The Corner

Bainbridge Says I’m Wrong, I Think

Prof Bainbridge questions my suggestion that Cheney is the more authentic conservative. He writes:

What I don’t understand is why Jonah thinks these two aspects of Cheney’s ideology are the “more pure” version of Republicanism. To be sure, the small-l libertarian side of Cheney no doubt appeals to many bloggers and their ilk in electronic MSM outlets like NRO. Yet, popularity among such groups standing alone cannot be enough to privilege a particular subset of a widely diverse political philosophy. What about social conservatives? Anti-government populists? Supply-siders? War liberals? Or, even. the dreaded neocons? In this big a tent, it is very hard to decide who is the most pure.

Me: he makes a perfectly fine point — and one I would not quibble with — that there are different, equally “pure,” brands of conservatism/Republicanism out there (whatever “pure” means in a philosophy largely opposed to the purifying impulse). But, so what?

In the end I think his whole argument is fundamentally gratuitous. In fact, he provides my own answer for me. I wasn’t trying to “privilege” Cheney-ism above other isms.
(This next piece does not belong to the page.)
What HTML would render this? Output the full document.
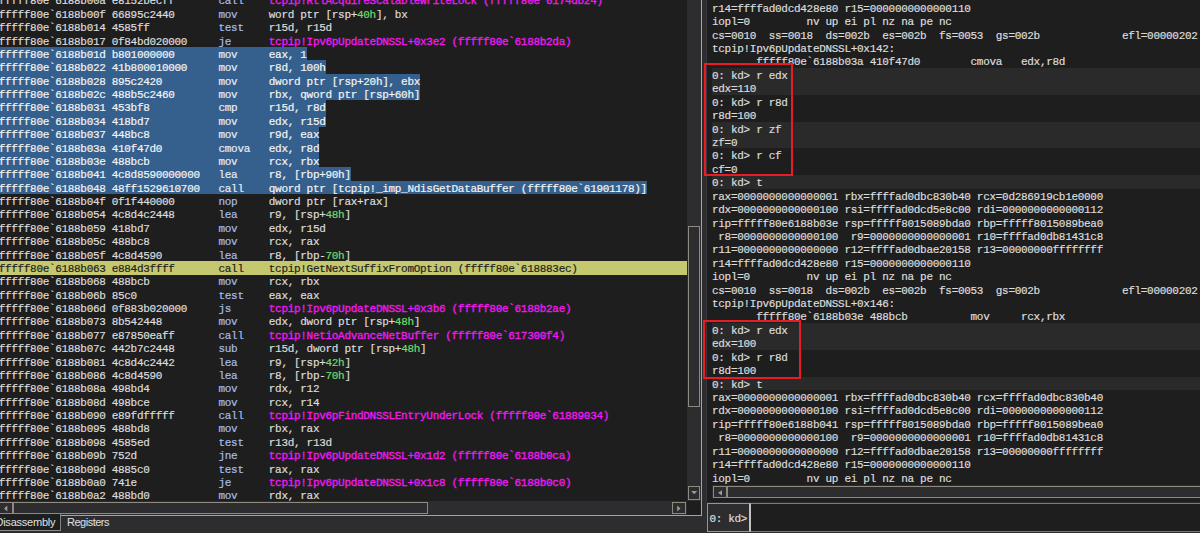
<!DOCTYPE html>
<html>
<head>
<meta charset="utf-8">
<title>WinDbg</title>
<style>
html,body{margin:0;padding:0;}
body{width:1200px;height:533px;overflow:hidden;background:#2d2d30;position:relative;font-family:"Liberation Mono",monospace;-webkit-text-stroke:0.2px;}
.abs{position:absolute;}
#lp{position:absolute;left:0;top:0;width:687px;height:501px;background:#1e1e1e;overflow:hidden;}
.r{position:absolute;left:-1.3px;width:700px;height:13.375px;line-height:17px;font-size:11px;letter-spacing:-0.32px;color:#dcdcdc;white-space:pre;}
.r .mn{color:#a4bdea;}
.r .op{letter-spacing:-0.30px;}
.r .sy{color:#f418f4;-webkit-text-stroke:0.3px #f418f4;}
.r .nm{color:#6fdc6f;}
.r.cur{background:#c5c86f;color:#1e1e1e;height:14.1px;}
.r.cur .mn{color:#1e1e1e;}
.sel{display:inline-block;height:13.375px;background:#35608d;color:#f4f4f4;vertical-align:top;}
.sel .mn{color:#e6ecf8;}
#rp{position:absolute;left:707px;top:0;width:493px;height:502px;background:#1e1e1e;overflow:hidden;}
.q{position:absolute;left:5px;width:500px;height:13.425px;line-height:17px;font-size:11px;letter-spacing:-0.295px;color:#dcdcdc;white-space:pre;}
.q span{position:relative;left:0px;}
.q.lt{background:#2a2a2a;}
.sb{background:#2d2d30;border:1px solid #8e8a80;box-sizing:border-box;}
.red{position:absolute;border:2px solid #e81c24;box-sizing:border-box;}
.tab{position:absolute;font-family:"Liberation Sans",sans-serif;font-size:11px;color:#e0e0e0;white-space:pre;-webkit-text-stroke:0;}
</style>
</head>
<body>
<div id="lp">
<div class="r" style="top:-6.560px">fffff80e`6188b00a e8152becff       <span class="mn">call    </span><span class="op"><span class="sy">tcpip!RtlAcquireScalableWriteLock (fffff80e`6174db24)</span></span></div>
<div class="r" style="top:6.815px">fffff80e`6188b00f 66895c2440       <span class="mn">mov     </span><span class="op">word ptr [rsp+<span class="nm">40h</span>], bx</span></div>
<div class="r" style="top:20.190px">fffff80e`6188b014 4585ff           <span class="mn">test    </span><span class="op">r15d, r15d</span></div>
<div class="r" style="top:33.565px">fffff80e`6188b017 0f84bd020000     <span class="mn">je      </span><span class="op"><span class="sy">tcpip!Ipv6pUpdateDNSSL+0x3e2 (fffff80e`6188b2da)</span></span></div>
<div class="r s" style="top:46.940px"><span class="sel">fffff80e`6188b01d b801000000       <span class="mn">mov     </span><span class="op">eax, 1</span></span></div>
<div class="r s" style="top:60.315px"><span class="sel">fffff80e`6188b022 41b800010000     <span class="mn">mov     </span><span class="op">r8d, 100h</span></span></div>
<div class="r s" style="top:73.690px"><span class="sel">fffff80e`6188b028 895c2420         <span class="mn">mov     </span><span class="op">dword ptr [rsp+20h], ebx</span></span></div>
<div class="r s" style="top:87.065px"><span class="sel">fffff80e`6188b02c 488b5c2460       <span class="mn">mov     </span><span class="op">rbx, qword ptr [rsp+60h]</span></span></div>
<div class="r s" style="top:100.440px"><span class="sel">fffff80e`6188b031 453bf8           <span class="mn">cmp     </span><span class="op">r15d, r8d</span></span></div>
<div class="r s" style="top:113.815px"><span class="sel">fffff80e`6188b034 418bd7           <span class="mn">mov     </span><span class="op">edx, r15d</span></span></div>
<div class="r s" style="top:127.190px"><span class="sel">fffff80e`6188b037 448bc8           <span class="mn">mov     </span><span class="op">r9d, eax</span></span></div>
<div class="r s" style="top:140.565px"><span class="sel">fffff80e`6188b03a 410f47d0         <span class="mn">cmova   </span><span class="op">edx, r8d</span></span></div>
<div class="r s" style="top:153.940px"><span class="sel">fffff80e`6188b03e 488bcb           <span class="mn">mov     </span><span class="op">rcx, rbx</span></span></div>
<div class="r s" style="top:167.315px"><span class="sel">fffff80e`6188b041 4c8d8590000000   <span class="mn">lea     </span><span class="op">r8, [rbp+90h]</span></span></div>
<div class="r s" style="top:180.690px"><span class="sel">fffff80e`6188b048 48ff1529610700   <span class="mn">call    </span><span class="op">qword ptr [tcpip!_imp_NdisGetDataBuffer (fffff80e`61901178)]</span></span></div>
<div class="r" style="top:194.065px">fffff80e`6188b04f 0f1f440000       <span class="mn">nop     </span><span class="op">dword ptr [rax+rax]</span></div>
<div class="r" style="top:207.440px">fffff80e`6188b054 4c8d4c2448       <span class="mn">lea     </span><span class="op">r9, [rsp+<span class="nm">48h</span>]</span></div>
<div class="r" style="top:220.815px">fffff80e`6188b059 418bd7           <span class="mn">mov     </span><span class="op">edx, r15d</span></div>
<div class="r" style="top:234.190px">fffff80e`6188b05c 488bc8           <span class="mn">mov     </span><span class="op">rcx, rax</span></div>
<div class="r" style="top:247.565px">fffff80e`6188b05f 4c8d4590         <span class="mn">lea     </span><span class="op">r8, [rbp-<span class="nm">70h</span>]</span></div>
<div class="r cur" style="top:260.940px">fffff80e`6188b063 e884d3ffff       <span class="mn">call    </span><span class="op">tcpip!GetNextSuffixFromOption (fffff80e`618883ec)</span></div>
<div class="r" style="top:274.315px">fffff80e`6188b068 488bcb           <span class="mn">mov     </span><span class="op">rcx, rbx</span></div>
<div class="r" style="top:287.690px">fffff80e`6188b06b 85c0             <span class="mn">test    </span><span class="op">eax, eax</span></div>
<div class="r" style="top:301.065px">fffff80e`6188b06d 0f883b020000     <span class="mn">js      </span><span class="op"><span class="sy">tcpip!Ipv6pUpdateDNSSL+0x3b6 (fffff80e`6188b2ae)</span></span></div>
<div class="r" style="top:314.440px">fffff80e`6188b073 8b542448         <span class="mn">mov     </span><span class="op">edx, dword ptr [rsp+<span class="nm">48h</span>]</span></div>
<div class="r" style="top:327.815px">fffff80e`6188b077 e87850eaff       <span class="mn">call    </span><span class="op"><span class="sy">tcpip!NetioAdvanceNetBuffer (fffff80e`617300f4)</span></span></div>
<div class="r" style="top:341.190px">fffff80e`6188b07c 442b7c2448       <span class="mn">sub     </span><span class="op">r15d, dword ptr [rsp+<span class="nm">48h</span>]</span></div>
<div class="r" style="top:354.565px">fffff80e`6188b081 4c8d4c2442       <span class="mn">lea     </span><span class="op">r9, [rsp+<span class="nm">42h</span>]</span></div>
<div class="r" style="top:367.940px">fffff80e`6188b086 4c8d4590         <span class="mn">lea     </span><span class="op">r8, [rbp-<span class="nm">70h</span>]</span></div>
<div class="r" style="top:381.315px">fffff80e`6188b08a 498bd4           <span class="mn">mov     </span><span class="op">rdx, r12</span></div>
<div class="r" style="top:394.690px">fffff80e`6188b08d 498bce           <span class="mn">mov     </span><span class="op">rcx, r14</span></div>
<div class="r" style="top:408.065px">fffff80e`6188b090 e89fdfffff       <span class="mn">call    </span><span class="op"><span class="sy">tcpip!Ipv6pFindDNSSLEntryUnderLock (fffff80e`61889034)</span></span></div>
<div class="r" style="top:421.440px">fffff80e`6188b095 488bd8           <span class="mn">mov     </span><span class="op">rbx, rax</span></div>
<div class="r" style="top:434.815px">fffff80e`6188b098 4585ed           <span class="mn">test    </span><span class="op">r13d, r13d</span></div>
<div class="r" style="top:448.190px">fffff80e`6188b09b 752d             <span class="mn">jne     </span><span class="op"><span class="sy">tcpip!Ipv6pUpdateDNSSL+0x1d2 (fffff80e`6188b0ca)</span></span></div>
<div class="r" style="top:461.565px">fffff80e`6188b09d 4885c0           <span class="mn">test    </span><span class="op">rax, rax</span></div>
<div class="r" style="top:474.940px">fffff80e`6188b0a0 741e             <span class="mn">je      </span><span class="op"><span class="sy">tcpip!Ipv6pUpdateDNSSL+0x1c8 (fffff80e`6188b0c0)</span></span></div>
<div class="r" style="top:488.315px">fffff80e`6188b0a2 488bd0           <span class="mn">mov     </span><span class="op">rdx, rax</span></div>
</div>
<!-- left vertical scrollbar -->
<div class="abs" style="left:687px;top:0;width:14px;height:501px;background:#2d2d30;"></div>
<div class="abs sb" style="left:688px;top:226px;width:12px;height:181px;"></div>
<div class="abs sb" style="left:688px;top:486px;width:12px;height:14px;"></div>
<svg class="abs" style="left:688px;top:486px" width="12" height="14"><path d="M3.2 5 L9.2 5 L6.2 8.2 Z" fill="#9a9a9a"/></svg>
<!-- left horizontal scrollbar -->
<div class="abs" style="left:0;top:501px;width:687px;height:14px;background:#2d2d30;"></div>
<div class="abs" style="left:687px;top:501px;width:14px;height:14px;background:#1e1e1e;"></div>
<div class="abs sb" style="left:-2px;top:502px;width:15px;height:12px;"></div>
<svg class="abs" style="left:0;top:502px" width="12" height="12"><path d="M7.3 3.6 L7.3 9.4 L4 6.5 Z" fill="#9a9a9a"/></svg>
<div class="abs sb" style="left:13px;top:502px;width:415px;height:12px;"></div>
<div class="abs sb" style="left:672px;top:502px;width:14px;height:12px;"></div>
<svg class="abs" style="left:672px;top:502px" width="14" height="12"><path d="M5.2 3.6 L5.2 9.4 L8.5 6.5 Z" fill="#9a9a9a"/></svg>
<!-- pane borders -->
<div class="abs" style="left:701px;top:0;width:1px;height:516px;background:#a4a4a4;"></div>
<div class="abs" style="left:61px;top:515px;width:641px;height:1px;background:#a4a4a4;"></div>
<!-- tabs -->
<div class="abs" style="left:-2px;top:514px;width:63px;height:17px;background:#1e1e1e;border-right:1px solid #808080;border-bottom:1px solid #8a8a8a;box-sizing:border-box;"></div>
<div class="tab" id="t1" style="left:-4.6px;top:516px;line-height:13px;letter-spacing:-0.22px;">Disassembly</div>
<div class="tab" id="t2" style="left:67px;top:516px;line-height:13px;letter-spacing:-0.49px;">Registers</div>
<!-- right pane -->
<div class="abs" style="left:706px;top:0;width:1px;height:502px;background:#38383c;"></div>
<div id="rp">
<div class="q" style="top:0.700px"><span>r14=ffffad0dcd428e80 r15=0000000000000110</span></div>
<div class="q" style="top:14.125px"><span>iopl=0         nv up ei pl nz na pe nc</span></div>
<div class="q" style="top:27.550px"><span>cs=0010  ss=0018  ds=002b  es=002b  fs=0053  gs=002b             efl=00000202</span></div>
<div class="q" style="top:40.975px"><span>tcpip!Ipv6pUpdateDNSSL+0x142:</span></div>
<div class="q" style="top:54.400px"><span>       fffff80e`6188b03a 410f47d0        cmova   edx,r8d</span></div>
<div class="q lt" style="top:67.825px"><span>0: kd&gt; r edx</span></div>
<div class="q lt" style="top:81.250px"><span>edx=110</span></div>
<div class="q" style="top:94.675px"><span>0: kd&gt; r r8d</span></div>
<div class="q" style="top:108.100px"><span>r8d=100</span></div>
<div class="q lt" style="top:121.525px"><span>0: kd&gt; r zf</span></div>
<div class="q lt" style="top:134.950px"><span>zf=0</span></div>
<div class="q" style="top:148.375px"><span>0: kd&gt; r cf</span></div>
<div class="q" style="top:161.800px"><span>cf=0</span></div>
<div class="q lt" style="top:175.225px"><span>0: kd&gt; t</span></div>
<div class="q" style="top:188.650px"><span>rax=0000000000000001 rbx=ffffad0dbc830b40 rcx=0d286919cb1e0000</span></div>
<div class="q" style="top:202.075px"><span>rdx=0000000000000100 rsi=ffffad0dcd5e8c00 rdi=0000000000000112</span></div>
<div class="q" style="top:215.500px"><span>rip=fffff80e6188b03e rsp=fffff8015089bda0 rbp=fffff8015089bea0</span></div>
<div class="q" style="top:228.925px"><span> r8=0000000000000100  r9=0000000000000001 r10=ffffad0db81431c8</span></div>
<div class="q" style="top:242.350px"><span>r11=0000000000000000 r12=ffffad0dbae20158 r13=00000000ffffffff</span></div>
<div class="q" style="top:255.775px"><span>r14=ffffad0dcd428e80 r15=0000000000000110</span></div>
<div class="q" style="top:269.200px"><span>iopl=0         nv up ei pl nz na pe nc</span></div>
<div class="q" style="top:282.625px"><span>cs=0010  ss=0018  ds=002b  es=002b  fs=0053  gs=002b             efl=00000202</span></div>
<div class="q" style="top:296.050px"><span>tcpip!Ipv6pUpdateDNSSL+0x146:</span></div>
<div class="q" style="top:309.475px"><span>       fffff80e`6188b03e 488bcb          mov     rcx,rbx</span></div>
<div class="q lt" style="top:322.900px"><span>0: kd&gt; r edx</span></div>
<div class="q lt" style="top:336.325px"><span>edx=100</span></div>
<div class="q" style="top:349.750px"><span>0: kd&gt; r r8d</span></div>
<div class="q" style="top:363.175px"><span>r8d=100</span></div>
<div class="q lt" style="top:376.600px"><span>0: kd&gt; t</span></div>
<div class="q" style="top:390.025px"><span>rax=0000000000000001 rbx=ffffad0dbc830b40 rcx=ffffad0dbc830b40</span></div>
<div class="q" style="top:403.450px"><span>rdx=0000000000000100 rsi=ffffad0dcd5e8c00 rdi=0000000000000112</span></div>
<div class="q" style="top:416.875px"><span>rip=fffff80e6188b041 rsp=fffff8015089bda0 rbp=fffff8015089bea0</span></div>
<div class="q" style="top:430.300px"><span> r8=0000000000000100  r9=0000000000000001 r10=ffffad0db81431c8</span></div>
<div class="q" style="top:443.725px"><span>r11=0000000000000000 r12=ffffad0dbae20158 r13=00000000ffffffff</span></div>
<div class="q" style="top:457.150px"><span>r14=ffffad0dcd428e80 r15=0000000000000110</span></div>
<div class="q" style="top:470.575px"><span>iopl=0         nv up ei pl nz na pe nc</span></div>
</div>
<div class="red" style="left:704px;top:63px;width:89px;height:113px;"></div>
<div class="red" style="left:702.8px;top:319.7px;width:98.2px;height:59.6px;"></div>
<!-- right horizontal scrollbar -->
<div class="abs" style="left:712px;top:485px;width:488px;height:13px;background:#2d2d30;"></div>
<div class="abs sb" style="left:713px;top:485.5px;width:14px;height:12.5px;"></div>
<svg class="abs" style="left:713px;top:485.5px" width="14" height="13"><path d="M9 4.2 L9 9.4 L5 6.8 Z" fill="#9a9a9a"/></svg>
<div class="abs sb" style="left:727px;top:485.5px;width:480px;height:12.5px;"></div>
<!-- input -->
<div class="abs" style="left:707px;top:503px;width:44px;height:29px;background:#2d2d30;border:1px solid #94949c;border-right:2px solid #c2c2c2;box-sizing:border-box;"></div>
<div class="abs" style="left:751px;top:503px;width:460px;height:29px;background:#1e1e1e;border-top:1px solid #7a7a7a;border-bottom:1px solid #74787e;box-sizing:border-box;"></div>
<div class="abs" style="left:709.4px;top:512.5px;font-size:11px;letter-spacing:-0.32px;line-height:13.4px;color:#dcdcdc;white-space:pre;">0: kd&gt;</div>
</body>
</html>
Indeed, I try not to use the word “privilege” as a verb at all. But, as he notes, bloggers and “MSM” conservative journalists are more likely to be sympathetic to Cheney’s point of view than Bush’s “compassionate conservatism.” Which was exactly my point. Bainbridge makes a fair point that I spoke too broadly of “conservatives” rather than explicitly about the conservative pundits and bloggers scoring the debate. But since it was obviously implicit that I was doing precisely that, I think he protests too much.